Image credit: Made with Midjourney
2. Least squares: geometric, algebraic, and numerical aspects#
In this chapter, we introduce the linear least squares problem, an optimization problem that aims to find the best-fitting linear model for a given set of data points. It is closely connected to regression analysis, one of the most fundamental and widely used statistical techniques. We develop the mathematical concepts at its foundation, in particular, emphasizing the various facets of the problem: the algebra, the geometry, and the numerics. Here is a more detailed overview of the main sections of the chapter.
“Background: review of vector spaces and matrix inverses” This section reviews fundamental concepts in linear algebra that are essential for data science. It begins by defining linear subspaces and related notions like span, linear independence, and bases. The dimension theorem is stated, establishing that the dimension of a subspace is well-defined. Finally, the section discusses inverses of square matrices, proving that a square matrix is invertible if and only if it is nonsingular, and that the solution to the equation \(Ax=b\) is unique and given by \(x=A^{-1}b\) when \(A\) is nonsingular.

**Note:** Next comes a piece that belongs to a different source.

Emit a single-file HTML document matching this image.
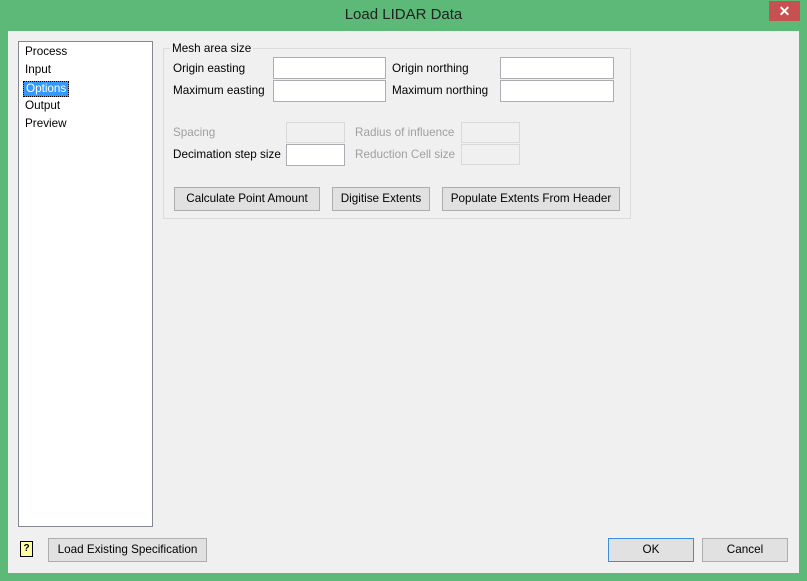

“The geometry of least squares” This section discusses the geometry of least squares. The important concept of orthogonality is reviewed, along with key results like Pythagoras’ theorem, the Cauchy-Schwarz inequality, and the Gram-Schmidt Theorem regarding the existence of orthonormal bases. It then introduces the concept of orthogonal projection, which is the process of finding the closest vector in a linear subspace to a given vector. Finally, the section applies these concepts to solve overdetermined systems using the least squares method, showing that the solution satisfies the normal equations.
“QR decomposition and Householder transformations” In this section, the Gram-Schmidt algorithm is introduced as a way to obtain an orthonormal basis from a set of linearly independent vectors, and its matrix factorization perspective is presented as the QR decomposition. The section then shows how the QR decomposition can be used to solve linear least squares problems. While the Gram-Schmidt algorithm is geometrically intuitive, it can have numerical issues. Householder reflections, on the other hand, provide a more numerically stable method for computing QR decompositions. These reflections are orthogonal transformations that can be used to introduce zeros below the diagonal of a matrix, ultimately leading to its triangularization.
“Application to regression analysis” This section applies the least squares method to regression analysis. It begins by using the method to find the coefficients that best fit a linear model to a given dataset. It then extends this approach to polynomial regression, showing how to fit higher-degree polynomials by adding columns to the data matrix. The section also discusses the concept of overfitting, where a model with too many parameters may fit the noise in the data rather than the underlying relationship.